Rows from a dataset of pages and code:
= = = = =
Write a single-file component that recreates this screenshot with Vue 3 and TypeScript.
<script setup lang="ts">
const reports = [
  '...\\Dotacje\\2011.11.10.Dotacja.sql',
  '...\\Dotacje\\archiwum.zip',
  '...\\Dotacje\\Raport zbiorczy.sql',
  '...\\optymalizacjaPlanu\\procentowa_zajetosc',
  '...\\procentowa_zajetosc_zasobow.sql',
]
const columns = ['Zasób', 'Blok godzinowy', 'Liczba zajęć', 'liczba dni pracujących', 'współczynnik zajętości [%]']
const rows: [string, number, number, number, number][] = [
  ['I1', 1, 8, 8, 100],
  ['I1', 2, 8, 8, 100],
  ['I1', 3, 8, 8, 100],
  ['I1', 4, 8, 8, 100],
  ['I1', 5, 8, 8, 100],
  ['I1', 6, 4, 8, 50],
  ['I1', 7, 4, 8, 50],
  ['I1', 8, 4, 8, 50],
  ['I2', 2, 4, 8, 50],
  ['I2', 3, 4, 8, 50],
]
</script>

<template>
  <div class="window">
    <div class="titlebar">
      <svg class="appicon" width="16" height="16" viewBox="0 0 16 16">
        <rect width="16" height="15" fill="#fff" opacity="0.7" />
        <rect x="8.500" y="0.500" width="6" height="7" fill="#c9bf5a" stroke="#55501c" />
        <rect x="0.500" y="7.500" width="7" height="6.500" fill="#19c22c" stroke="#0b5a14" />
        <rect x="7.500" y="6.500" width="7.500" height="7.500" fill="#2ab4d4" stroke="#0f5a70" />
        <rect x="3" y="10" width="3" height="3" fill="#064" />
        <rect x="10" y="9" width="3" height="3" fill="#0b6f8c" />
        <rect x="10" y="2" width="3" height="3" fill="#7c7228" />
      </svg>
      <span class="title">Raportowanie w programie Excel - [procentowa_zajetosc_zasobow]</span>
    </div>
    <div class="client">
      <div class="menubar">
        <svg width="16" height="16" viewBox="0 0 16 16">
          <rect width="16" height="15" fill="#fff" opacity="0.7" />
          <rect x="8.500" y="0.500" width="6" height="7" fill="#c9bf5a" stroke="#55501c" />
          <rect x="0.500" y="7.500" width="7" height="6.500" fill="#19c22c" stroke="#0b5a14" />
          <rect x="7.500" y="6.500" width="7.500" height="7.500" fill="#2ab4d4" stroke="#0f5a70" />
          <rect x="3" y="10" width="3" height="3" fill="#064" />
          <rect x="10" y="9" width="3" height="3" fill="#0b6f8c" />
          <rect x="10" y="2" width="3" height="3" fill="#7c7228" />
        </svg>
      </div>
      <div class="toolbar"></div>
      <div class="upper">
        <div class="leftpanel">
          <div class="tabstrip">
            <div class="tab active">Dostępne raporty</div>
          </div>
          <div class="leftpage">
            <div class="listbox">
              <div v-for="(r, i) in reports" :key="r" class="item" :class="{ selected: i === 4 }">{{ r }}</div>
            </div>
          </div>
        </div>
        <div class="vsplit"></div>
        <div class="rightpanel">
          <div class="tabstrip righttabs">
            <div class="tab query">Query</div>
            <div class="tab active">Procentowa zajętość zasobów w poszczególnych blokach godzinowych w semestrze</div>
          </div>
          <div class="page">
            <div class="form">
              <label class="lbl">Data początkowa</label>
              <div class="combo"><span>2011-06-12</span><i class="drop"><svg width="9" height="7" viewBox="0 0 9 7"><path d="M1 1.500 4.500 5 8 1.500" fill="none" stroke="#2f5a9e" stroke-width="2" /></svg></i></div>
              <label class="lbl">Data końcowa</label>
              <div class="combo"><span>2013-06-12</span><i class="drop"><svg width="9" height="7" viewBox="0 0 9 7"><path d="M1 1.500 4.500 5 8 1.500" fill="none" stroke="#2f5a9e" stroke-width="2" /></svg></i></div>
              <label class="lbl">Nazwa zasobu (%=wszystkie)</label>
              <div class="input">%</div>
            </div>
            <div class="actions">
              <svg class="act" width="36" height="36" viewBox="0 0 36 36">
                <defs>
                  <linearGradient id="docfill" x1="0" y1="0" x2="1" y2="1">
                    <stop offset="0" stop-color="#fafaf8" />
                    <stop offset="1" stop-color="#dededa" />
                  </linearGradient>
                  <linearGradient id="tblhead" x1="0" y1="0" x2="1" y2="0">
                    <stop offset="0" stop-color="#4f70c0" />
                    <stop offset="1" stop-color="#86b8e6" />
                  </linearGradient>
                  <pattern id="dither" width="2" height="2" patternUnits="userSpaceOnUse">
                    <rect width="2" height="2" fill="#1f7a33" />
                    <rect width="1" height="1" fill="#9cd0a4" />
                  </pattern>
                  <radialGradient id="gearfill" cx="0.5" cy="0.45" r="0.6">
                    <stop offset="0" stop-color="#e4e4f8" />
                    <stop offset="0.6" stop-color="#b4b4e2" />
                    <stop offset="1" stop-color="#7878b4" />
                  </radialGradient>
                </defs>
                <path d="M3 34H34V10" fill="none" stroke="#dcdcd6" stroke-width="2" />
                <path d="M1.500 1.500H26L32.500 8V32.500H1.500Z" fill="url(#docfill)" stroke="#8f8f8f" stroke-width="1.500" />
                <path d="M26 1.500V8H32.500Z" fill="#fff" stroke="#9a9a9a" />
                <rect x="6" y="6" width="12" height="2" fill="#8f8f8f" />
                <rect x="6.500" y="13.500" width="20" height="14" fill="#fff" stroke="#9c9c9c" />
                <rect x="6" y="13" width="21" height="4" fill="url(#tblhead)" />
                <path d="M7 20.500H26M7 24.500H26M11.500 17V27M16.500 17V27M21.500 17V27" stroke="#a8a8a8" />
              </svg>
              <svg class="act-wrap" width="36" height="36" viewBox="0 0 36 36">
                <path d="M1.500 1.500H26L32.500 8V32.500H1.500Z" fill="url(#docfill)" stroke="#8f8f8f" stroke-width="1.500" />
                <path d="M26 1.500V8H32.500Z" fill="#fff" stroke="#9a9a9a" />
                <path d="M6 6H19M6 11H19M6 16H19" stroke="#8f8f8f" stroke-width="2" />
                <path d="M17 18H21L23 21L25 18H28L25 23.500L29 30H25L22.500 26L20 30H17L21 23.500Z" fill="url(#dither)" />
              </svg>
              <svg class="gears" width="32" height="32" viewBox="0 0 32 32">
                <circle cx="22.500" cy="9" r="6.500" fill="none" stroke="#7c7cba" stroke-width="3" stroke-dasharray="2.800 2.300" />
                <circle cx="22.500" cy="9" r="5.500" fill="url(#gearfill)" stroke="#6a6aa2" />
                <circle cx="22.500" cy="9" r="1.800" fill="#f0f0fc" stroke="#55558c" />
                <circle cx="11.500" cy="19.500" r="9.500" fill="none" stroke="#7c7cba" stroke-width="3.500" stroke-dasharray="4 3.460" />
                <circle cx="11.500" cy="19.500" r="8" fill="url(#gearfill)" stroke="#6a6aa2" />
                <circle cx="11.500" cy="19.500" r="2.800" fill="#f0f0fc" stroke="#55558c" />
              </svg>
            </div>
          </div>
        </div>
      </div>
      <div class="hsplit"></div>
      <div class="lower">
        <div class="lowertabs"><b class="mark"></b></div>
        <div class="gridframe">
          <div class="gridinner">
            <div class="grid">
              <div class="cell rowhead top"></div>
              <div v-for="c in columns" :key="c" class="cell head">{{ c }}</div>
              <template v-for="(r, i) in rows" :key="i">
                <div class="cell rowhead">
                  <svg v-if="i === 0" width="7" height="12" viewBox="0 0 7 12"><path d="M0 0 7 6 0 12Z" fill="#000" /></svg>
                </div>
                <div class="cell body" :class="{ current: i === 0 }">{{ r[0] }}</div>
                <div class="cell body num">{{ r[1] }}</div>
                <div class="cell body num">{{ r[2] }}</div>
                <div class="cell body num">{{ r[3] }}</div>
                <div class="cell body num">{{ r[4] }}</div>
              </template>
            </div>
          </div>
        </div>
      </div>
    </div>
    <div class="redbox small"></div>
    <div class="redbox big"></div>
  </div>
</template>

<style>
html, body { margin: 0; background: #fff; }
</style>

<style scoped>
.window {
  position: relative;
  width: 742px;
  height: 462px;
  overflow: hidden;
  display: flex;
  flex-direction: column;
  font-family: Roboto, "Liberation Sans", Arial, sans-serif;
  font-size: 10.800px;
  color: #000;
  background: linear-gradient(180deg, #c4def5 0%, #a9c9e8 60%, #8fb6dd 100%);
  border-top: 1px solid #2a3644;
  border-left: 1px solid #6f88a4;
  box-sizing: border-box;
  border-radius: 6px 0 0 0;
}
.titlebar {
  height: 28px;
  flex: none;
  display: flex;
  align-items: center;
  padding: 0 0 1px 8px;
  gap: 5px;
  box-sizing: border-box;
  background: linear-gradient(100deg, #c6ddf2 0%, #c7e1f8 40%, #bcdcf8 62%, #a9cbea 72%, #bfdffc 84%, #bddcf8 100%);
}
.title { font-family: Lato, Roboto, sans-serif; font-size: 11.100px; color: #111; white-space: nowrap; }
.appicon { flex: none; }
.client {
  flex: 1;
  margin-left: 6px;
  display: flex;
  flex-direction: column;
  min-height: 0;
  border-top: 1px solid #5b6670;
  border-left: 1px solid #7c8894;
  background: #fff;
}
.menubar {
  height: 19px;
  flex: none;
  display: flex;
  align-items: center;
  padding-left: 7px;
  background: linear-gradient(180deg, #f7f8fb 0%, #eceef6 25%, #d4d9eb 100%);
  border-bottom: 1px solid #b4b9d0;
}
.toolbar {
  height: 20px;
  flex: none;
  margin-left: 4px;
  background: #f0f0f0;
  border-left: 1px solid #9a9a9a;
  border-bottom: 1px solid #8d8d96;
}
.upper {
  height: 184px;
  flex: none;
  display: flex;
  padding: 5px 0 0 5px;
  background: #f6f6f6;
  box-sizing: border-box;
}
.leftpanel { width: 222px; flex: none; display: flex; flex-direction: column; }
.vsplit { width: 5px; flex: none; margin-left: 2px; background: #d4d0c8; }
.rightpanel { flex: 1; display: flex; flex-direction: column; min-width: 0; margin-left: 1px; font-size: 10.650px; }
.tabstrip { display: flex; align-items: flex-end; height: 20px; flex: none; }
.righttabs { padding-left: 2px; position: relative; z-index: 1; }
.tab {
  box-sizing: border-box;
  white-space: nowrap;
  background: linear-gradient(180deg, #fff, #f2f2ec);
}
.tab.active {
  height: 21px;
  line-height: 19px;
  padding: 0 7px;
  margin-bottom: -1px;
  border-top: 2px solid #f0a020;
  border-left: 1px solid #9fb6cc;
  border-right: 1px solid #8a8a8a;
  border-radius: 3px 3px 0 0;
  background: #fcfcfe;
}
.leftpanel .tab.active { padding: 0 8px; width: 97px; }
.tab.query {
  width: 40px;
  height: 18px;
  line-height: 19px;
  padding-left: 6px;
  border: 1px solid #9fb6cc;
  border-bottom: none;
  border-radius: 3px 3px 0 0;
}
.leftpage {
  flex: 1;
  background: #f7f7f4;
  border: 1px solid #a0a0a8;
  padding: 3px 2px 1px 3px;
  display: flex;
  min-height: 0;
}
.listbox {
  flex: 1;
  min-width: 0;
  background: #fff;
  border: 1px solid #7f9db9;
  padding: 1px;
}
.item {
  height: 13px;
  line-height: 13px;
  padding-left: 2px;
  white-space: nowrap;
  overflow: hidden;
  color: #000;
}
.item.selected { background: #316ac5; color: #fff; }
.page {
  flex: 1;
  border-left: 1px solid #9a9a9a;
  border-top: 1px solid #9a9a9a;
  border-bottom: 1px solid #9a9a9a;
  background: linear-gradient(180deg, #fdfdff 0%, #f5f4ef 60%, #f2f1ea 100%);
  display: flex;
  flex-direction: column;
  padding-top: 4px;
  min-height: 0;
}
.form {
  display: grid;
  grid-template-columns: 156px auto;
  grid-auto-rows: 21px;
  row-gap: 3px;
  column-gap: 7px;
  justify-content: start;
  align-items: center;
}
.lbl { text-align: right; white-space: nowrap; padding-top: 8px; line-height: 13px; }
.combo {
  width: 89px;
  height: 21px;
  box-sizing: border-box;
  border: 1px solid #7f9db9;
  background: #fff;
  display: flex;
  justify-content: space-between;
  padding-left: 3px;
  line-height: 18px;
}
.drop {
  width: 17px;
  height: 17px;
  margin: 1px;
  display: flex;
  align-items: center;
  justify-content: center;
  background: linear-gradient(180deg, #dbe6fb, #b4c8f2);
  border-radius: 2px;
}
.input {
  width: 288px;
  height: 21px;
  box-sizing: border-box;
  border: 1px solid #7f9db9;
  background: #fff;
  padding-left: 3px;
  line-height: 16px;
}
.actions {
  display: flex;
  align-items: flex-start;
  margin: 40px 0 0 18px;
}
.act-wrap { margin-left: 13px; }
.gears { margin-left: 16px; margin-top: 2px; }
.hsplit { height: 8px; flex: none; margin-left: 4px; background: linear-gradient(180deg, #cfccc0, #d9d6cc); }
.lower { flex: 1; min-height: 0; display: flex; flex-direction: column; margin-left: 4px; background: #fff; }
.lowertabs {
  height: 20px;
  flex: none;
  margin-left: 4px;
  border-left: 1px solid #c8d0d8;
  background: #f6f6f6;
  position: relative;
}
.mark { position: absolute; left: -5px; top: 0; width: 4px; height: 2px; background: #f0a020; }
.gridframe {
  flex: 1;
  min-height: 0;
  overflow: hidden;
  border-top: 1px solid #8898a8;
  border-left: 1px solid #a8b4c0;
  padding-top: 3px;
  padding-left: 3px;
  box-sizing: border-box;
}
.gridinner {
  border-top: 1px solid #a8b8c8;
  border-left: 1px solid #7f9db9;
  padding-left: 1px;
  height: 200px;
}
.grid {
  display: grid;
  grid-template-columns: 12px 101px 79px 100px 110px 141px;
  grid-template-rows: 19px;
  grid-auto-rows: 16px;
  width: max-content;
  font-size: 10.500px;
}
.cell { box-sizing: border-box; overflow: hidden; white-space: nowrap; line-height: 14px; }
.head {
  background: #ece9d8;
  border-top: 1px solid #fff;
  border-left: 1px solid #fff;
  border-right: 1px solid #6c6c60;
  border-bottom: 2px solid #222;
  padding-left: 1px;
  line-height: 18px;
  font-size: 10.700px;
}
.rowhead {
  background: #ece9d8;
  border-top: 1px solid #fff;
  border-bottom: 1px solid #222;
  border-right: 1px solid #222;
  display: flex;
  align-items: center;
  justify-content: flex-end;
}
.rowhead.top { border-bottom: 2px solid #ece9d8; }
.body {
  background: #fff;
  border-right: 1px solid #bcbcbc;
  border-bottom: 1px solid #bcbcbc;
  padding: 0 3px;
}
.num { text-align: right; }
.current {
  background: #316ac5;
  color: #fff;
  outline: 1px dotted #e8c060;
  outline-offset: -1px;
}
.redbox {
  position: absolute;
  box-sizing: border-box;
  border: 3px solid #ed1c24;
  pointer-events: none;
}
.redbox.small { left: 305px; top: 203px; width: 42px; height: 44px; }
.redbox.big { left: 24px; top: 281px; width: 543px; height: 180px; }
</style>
= = = = =
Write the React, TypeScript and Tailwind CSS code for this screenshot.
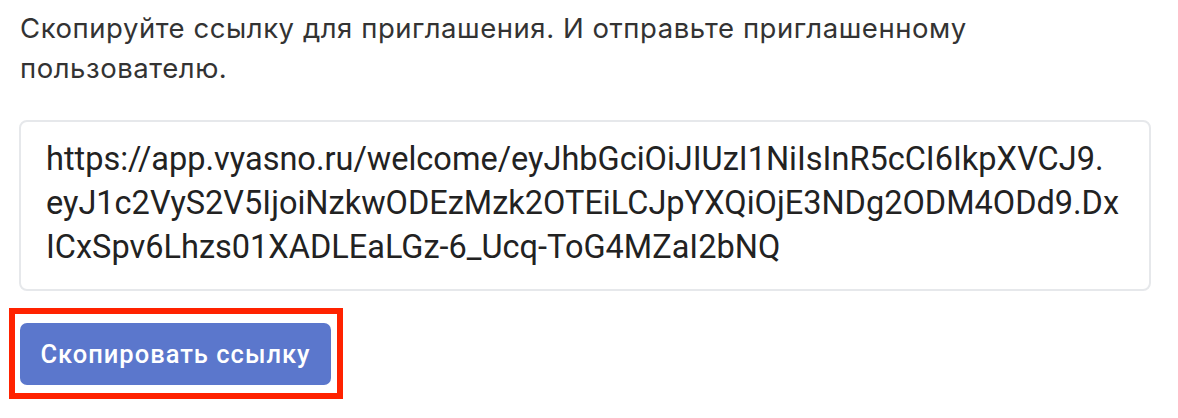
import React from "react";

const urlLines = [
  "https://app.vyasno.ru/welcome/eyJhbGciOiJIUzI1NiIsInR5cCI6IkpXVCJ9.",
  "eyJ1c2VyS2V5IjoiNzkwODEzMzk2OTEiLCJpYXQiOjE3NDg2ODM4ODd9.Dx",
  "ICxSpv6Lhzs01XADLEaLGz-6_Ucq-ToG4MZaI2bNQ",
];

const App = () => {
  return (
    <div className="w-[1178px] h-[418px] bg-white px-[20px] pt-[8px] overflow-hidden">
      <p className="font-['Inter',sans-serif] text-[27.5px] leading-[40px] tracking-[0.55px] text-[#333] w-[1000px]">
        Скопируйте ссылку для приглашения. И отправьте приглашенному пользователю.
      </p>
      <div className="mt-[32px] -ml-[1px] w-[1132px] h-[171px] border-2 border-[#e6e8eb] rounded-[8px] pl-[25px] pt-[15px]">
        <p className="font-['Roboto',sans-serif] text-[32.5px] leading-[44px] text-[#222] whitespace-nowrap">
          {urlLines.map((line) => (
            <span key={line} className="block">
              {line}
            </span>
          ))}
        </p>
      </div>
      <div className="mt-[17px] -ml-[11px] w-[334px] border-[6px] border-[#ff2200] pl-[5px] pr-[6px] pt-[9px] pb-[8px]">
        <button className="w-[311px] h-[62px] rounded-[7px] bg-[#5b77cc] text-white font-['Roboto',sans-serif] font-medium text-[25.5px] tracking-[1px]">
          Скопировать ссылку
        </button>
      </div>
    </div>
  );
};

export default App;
= = = = =
▶ [TASK DETAILS]: Copy every line above that includes the string "React".

▶ [WRITTEN REPLY]:
Write the React, TypeScript and Tailwind CSS code for this screenshot.
import React from "react";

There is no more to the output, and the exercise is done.